>> BEGIN Source records
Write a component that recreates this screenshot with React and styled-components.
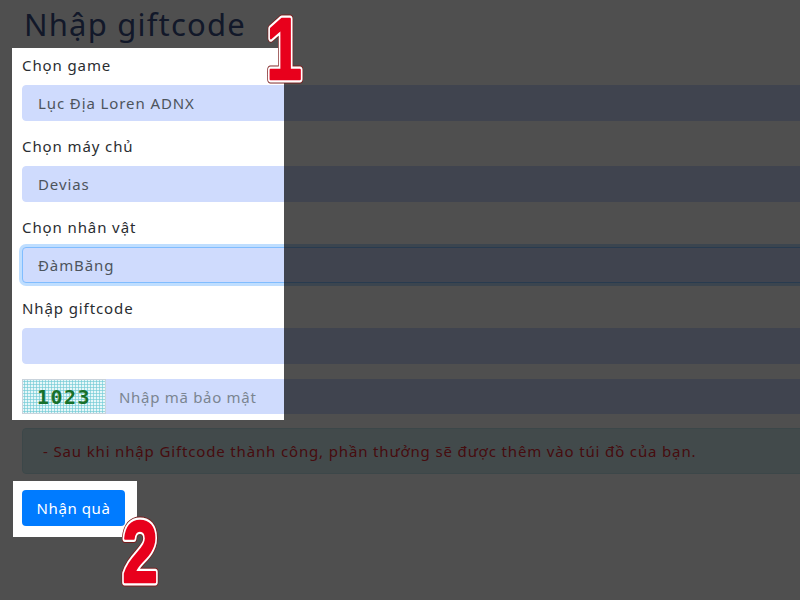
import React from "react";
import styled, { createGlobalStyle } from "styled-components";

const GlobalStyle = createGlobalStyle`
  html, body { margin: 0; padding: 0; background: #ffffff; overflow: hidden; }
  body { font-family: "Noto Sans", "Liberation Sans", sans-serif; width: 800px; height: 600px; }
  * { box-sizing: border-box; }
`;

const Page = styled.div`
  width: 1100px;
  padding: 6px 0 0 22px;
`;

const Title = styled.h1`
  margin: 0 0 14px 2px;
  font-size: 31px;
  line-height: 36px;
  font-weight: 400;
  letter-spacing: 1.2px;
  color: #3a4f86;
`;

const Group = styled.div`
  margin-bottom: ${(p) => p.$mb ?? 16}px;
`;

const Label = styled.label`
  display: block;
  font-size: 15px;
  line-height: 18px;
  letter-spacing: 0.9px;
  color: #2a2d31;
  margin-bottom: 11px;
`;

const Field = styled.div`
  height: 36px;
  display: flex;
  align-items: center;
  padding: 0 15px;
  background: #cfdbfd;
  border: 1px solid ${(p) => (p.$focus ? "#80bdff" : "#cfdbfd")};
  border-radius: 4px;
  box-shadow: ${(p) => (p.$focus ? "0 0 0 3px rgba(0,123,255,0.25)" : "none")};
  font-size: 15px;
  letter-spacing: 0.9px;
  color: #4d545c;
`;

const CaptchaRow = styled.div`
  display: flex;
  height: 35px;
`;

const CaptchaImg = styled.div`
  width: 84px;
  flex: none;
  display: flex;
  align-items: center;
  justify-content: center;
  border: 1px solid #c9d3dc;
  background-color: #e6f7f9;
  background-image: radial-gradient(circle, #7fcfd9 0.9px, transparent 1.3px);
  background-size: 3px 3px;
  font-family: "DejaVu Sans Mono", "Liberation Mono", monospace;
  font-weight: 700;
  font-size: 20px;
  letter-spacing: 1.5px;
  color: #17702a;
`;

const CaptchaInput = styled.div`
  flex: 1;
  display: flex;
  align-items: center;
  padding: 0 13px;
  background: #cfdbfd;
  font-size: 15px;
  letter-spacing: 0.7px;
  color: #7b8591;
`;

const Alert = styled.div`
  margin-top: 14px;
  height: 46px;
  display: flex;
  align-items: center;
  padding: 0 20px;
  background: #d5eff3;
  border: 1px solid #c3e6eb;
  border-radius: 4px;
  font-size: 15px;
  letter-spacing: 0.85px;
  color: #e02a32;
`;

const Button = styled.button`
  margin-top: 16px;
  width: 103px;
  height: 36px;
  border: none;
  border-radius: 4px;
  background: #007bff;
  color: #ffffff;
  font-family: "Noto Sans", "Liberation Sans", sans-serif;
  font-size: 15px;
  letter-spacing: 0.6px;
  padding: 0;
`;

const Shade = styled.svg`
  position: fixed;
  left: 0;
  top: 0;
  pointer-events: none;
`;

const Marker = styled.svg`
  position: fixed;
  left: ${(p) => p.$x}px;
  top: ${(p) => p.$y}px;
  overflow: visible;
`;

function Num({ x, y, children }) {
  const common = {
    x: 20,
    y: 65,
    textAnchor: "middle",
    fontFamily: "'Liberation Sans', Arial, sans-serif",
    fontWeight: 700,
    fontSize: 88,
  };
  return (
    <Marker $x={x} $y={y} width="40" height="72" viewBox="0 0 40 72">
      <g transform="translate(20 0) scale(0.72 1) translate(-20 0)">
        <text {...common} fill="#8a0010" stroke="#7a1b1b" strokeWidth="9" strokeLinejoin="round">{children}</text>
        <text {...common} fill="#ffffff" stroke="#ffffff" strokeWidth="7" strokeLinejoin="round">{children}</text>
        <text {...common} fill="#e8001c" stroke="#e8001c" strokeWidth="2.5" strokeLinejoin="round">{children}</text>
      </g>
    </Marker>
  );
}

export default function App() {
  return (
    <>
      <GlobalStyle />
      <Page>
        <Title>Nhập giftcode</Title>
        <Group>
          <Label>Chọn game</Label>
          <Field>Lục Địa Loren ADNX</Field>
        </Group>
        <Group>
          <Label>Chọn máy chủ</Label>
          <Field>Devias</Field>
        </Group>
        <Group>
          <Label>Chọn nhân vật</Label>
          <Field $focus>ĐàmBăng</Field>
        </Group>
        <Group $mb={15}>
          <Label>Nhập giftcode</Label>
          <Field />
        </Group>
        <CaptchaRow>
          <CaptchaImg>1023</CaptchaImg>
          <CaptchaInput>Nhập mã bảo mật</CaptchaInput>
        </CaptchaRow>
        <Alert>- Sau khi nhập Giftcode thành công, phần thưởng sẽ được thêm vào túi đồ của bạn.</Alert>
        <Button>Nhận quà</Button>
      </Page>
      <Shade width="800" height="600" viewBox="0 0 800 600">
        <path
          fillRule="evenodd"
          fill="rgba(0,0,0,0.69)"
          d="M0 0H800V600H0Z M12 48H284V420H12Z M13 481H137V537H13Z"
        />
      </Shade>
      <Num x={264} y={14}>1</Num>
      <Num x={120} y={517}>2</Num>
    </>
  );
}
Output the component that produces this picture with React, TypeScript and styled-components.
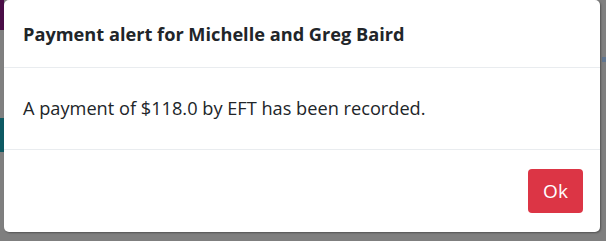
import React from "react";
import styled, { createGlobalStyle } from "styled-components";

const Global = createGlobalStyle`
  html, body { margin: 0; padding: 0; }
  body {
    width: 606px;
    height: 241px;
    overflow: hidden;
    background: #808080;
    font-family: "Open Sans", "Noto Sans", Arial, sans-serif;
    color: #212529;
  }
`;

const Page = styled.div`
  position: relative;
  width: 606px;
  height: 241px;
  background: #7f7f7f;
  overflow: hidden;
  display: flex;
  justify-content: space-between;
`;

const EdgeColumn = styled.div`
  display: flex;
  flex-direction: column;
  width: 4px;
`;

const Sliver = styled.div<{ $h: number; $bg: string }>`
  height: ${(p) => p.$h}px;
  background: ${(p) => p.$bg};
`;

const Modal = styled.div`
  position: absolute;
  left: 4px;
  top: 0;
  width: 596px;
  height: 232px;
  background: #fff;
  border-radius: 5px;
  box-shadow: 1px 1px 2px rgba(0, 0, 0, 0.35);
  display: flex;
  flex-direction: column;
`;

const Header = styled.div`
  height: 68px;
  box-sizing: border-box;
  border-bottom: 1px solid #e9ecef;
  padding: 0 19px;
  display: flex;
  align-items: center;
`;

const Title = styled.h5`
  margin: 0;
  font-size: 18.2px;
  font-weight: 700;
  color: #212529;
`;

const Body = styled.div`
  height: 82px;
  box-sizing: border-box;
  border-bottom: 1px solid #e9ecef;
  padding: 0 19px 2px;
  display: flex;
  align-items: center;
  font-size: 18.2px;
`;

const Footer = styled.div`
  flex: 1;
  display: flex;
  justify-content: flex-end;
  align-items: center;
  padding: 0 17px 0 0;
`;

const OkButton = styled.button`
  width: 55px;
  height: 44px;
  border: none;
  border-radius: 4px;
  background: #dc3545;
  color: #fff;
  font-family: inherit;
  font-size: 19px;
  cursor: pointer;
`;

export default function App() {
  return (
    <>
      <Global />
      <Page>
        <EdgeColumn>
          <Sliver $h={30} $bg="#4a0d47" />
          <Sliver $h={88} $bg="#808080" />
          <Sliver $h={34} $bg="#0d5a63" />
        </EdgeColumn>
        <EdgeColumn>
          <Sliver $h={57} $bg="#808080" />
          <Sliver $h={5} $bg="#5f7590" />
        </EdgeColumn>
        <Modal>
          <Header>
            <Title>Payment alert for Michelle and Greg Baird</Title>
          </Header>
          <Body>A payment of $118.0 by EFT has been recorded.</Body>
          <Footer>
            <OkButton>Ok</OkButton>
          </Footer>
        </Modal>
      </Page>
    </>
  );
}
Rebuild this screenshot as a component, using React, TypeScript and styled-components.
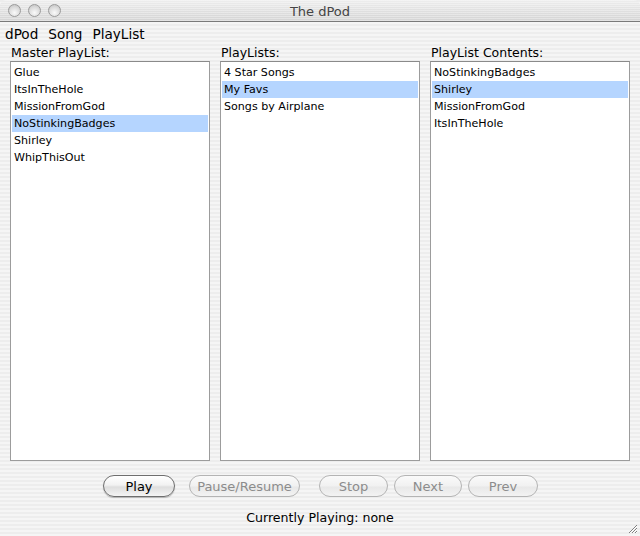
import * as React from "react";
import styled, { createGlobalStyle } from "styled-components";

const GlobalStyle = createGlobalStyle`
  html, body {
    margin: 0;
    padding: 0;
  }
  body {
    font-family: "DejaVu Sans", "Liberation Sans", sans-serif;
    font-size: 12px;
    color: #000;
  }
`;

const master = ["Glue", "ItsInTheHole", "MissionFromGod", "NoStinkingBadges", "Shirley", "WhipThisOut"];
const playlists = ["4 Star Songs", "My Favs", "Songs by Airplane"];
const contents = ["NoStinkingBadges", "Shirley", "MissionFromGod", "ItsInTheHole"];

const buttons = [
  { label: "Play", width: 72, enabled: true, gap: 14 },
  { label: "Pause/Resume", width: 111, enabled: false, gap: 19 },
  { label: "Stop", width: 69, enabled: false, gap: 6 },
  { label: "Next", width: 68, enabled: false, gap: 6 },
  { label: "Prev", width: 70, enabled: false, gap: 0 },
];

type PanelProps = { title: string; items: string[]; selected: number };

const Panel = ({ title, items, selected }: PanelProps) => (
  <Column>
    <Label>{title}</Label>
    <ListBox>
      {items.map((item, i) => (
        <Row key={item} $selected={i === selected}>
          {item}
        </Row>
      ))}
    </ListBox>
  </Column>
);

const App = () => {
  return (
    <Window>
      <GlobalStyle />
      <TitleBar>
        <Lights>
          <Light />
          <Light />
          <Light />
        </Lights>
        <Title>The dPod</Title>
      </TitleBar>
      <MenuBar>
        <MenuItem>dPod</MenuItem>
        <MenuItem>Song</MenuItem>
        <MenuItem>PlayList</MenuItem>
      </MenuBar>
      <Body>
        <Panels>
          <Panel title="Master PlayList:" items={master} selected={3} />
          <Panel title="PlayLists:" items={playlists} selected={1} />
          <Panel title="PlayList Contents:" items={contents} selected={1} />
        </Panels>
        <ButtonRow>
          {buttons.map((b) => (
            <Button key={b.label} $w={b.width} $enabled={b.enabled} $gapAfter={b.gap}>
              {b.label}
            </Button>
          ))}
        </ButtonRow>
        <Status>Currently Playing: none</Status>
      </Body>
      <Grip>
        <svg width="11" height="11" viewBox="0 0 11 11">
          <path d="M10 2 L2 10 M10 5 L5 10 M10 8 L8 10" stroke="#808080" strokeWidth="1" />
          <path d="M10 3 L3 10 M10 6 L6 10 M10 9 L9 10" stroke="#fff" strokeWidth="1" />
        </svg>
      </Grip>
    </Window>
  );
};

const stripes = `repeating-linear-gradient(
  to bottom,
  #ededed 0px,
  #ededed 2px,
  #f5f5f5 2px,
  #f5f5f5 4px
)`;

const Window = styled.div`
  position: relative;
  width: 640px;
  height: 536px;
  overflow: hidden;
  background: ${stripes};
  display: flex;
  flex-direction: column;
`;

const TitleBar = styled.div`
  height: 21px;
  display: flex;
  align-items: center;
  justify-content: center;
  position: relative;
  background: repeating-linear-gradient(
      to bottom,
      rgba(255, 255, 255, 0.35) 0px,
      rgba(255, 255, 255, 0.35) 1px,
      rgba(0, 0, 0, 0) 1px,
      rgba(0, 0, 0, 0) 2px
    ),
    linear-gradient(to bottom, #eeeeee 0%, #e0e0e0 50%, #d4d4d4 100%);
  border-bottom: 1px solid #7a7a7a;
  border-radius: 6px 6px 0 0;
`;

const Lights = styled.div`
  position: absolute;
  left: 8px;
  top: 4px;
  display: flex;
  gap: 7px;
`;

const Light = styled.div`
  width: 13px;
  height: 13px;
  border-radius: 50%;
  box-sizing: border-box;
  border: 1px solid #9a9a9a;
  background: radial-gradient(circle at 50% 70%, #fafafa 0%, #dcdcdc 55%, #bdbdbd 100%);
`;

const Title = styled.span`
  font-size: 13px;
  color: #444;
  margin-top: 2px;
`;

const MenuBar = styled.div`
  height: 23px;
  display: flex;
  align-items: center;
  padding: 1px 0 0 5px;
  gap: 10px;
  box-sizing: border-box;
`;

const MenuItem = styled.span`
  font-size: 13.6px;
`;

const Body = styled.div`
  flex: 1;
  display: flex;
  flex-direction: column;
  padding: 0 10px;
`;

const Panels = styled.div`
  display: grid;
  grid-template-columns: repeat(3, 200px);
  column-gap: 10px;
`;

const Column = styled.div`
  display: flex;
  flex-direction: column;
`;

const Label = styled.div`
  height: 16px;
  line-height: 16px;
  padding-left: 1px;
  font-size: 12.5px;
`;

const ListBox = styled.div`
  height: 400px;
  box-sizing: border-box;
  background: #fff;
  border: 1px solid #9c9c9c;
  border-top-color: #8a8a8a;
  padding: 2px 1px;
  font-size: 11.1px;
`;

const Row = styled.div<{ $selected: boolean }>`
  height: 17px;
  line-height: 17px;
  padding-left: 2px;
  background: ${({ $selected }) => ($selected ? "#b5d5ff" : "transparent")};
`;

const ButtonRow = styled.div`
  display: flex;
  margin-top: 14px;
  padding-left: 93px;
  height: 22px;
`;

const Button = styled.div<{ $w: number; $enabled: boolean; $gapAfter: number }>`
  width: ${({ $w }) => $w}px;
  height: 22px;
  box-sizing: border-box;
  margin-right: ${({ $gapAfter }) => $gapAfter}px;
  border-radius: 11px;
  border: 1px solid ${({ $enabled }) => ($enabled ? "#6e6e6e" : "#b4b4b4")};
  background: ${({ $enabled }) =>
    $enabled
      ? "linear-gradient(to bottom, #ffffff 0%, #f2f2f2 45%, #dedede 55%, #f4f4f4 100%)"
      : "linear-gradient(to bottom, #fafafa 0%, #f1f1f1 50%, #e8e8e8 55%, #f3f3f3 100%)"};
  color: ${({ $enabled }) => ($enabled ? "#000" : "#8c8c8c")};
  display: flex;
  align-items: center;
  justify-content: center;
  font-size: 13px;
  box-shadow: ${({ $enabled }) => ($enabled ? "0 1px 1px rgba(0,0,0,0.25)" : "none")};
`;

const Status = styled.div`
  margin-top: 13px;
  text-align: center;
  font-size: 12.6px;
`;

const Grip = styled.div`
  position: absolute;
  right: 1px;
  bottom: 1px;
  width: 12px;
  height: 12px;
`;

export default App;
>> END Source records
§ What you have to do
Write only the number of lines in the data above that include "TypeScript".

§ Answer for the task
2